Crónica de Alexandre Honrado
Um tema como os outros
Já escrevi sobre cemitérios e já acrescentei muitos cemitérios à minha vida. Sei que é mais comum do que eu imaginava, outros somam mais cemitérios do que eu, por vezes dou comigo a conversar com os cemitérios dos outros, a trocarmos lágrimas que secaram em imensos pântanos nunca estagnados, a tratar os mortos como roupa resgatada de um baú, a imaginar histórias que por vezes ninguém viveu. Esses momentos fazem-me celebrar a vida com maior intensidade, e explicar-me o quão injusta é a biologia, que nos leva cedo, mas também o que de nós sofre com o que politicamente nos é imposto e dado a viver.
Napoleão Bonaparte entra nesta história. Ele, e os políticos pós-revolução francesa de 1789, tocados pelo laicismo, que acharam que os mortos tinham de ter novo estatuto e que chegara a hora de evitar que os ricos tivessem sepulturas ao lado das igrejas e os pobres meras valas comuns, um pouco onde calhava. Vai daí criou-se o cemitério de Pére Lachaise, um dos lugares que visito em França, pois constitui matéria profunda e prolífera para aquisição cultural e matéria crítica de muitos pensamentos.
Pére é pai, em português, aqui referindo o padre jesuíta confessor de Luís XIV, o rei Sol, e Lachaise, em tradução apressada, é a cadeira, ou mesmo a cátedra, o que lhe dá um elevado tom professoral e eminentemente académico.
O cemitério Pére Lachaise foi criado num terreno amplo que havia sido propriedade dos jesuítas – e os franceses não se interessaram pelo novo espaço durante anos, até que ali foram sepultados dois vultos maiores da cultura francesa: Molière e La Fontaine (já agora: nome que traduzido à letra equivale a Fonte).
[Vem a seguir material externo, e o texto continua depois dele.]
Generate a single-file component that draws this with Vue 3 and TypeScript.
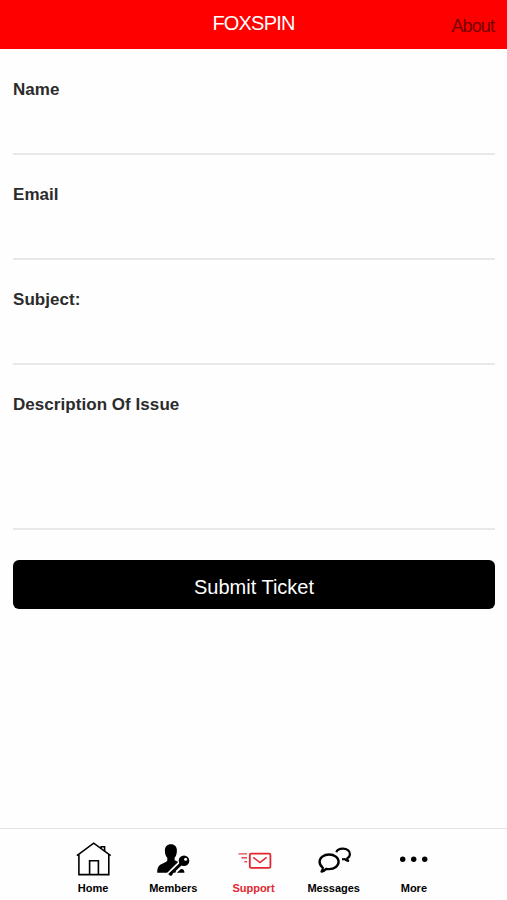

Pére Lachaise transformou-se então na pequena cidade dos mortos ilustres. Burgueses disputavam a honra de transportar para ali os seus familiares e subitamente o local tornou-se o espaço de enterramento de filósofos, compositores, pintores, militares com carreiras consideradas distintas….
Quem tem o hábito de viajar, nem que seja apenas nas palavras, ou em filmes (o cineasta brasileiro Sérgio Tréfaut, dedicou-lhe um documentário especial) há de conhecer El Arafa, outra Cidade dos Mortos, esta no Cairo, que é a maior necrópole do mundo. Ali vive mais de um milhão de pessoas dentro do cemitério, habitando dentro ou à volta de mausoléus. Na cidade há de tudo: padarias, cafés, escolas, e enterros todos os dias.
Em Portugal, só a Primeira Guerra Mundial veio democratizar os cemitérios, pois no nosso país erguiam-se muros dentro desses espaços, para separar ricos e pobres. As políticas da memória resultantes desse terrível conflito mundial alteraram práticas e mentalidades – mas os vestígios memoriais foram desaparecendo e hoje não se evoca o acontecimento, pois tornámo-nos habitantes de hábitos amnésicos.
Nos primeiros anos do século passado, mortes por fome, por peste (a peste voltou no final do século XIX, em especial ao Porto), por tuberculose, por gripe, por pandemia, por efeitos diretos e indiretos da Grande Guerra, por golpes de Estado e levantamentos em armas (como são alguns exemplos: o 5 de outubro de 1910, o 14 de maio de 1915, o 5 de dezembro de 1917, o 19 de outubro de 1921, o 28 de maio de 1926…).
Em França, ainda resiste entre os lugares funerários e memoriais da I Guerra, o cemitério militar português de Richebourg e nele mais 1800 campas, das quais 200 anónimas, guardando os restos mortais dos soldados portugueses caídos em combate. Ainda hoje há quem visite os sítios cristãos clandestinos de Nagasáqui, no Japão, onde comunidades missionárias ibéricas tiveram papel determinante. Muito haveria para contar, e até conto, quando às vezes cruzo lágrimas que secaram em imensos pântanos nunca estagnados, iguais a tantas outras que se negam a morrer.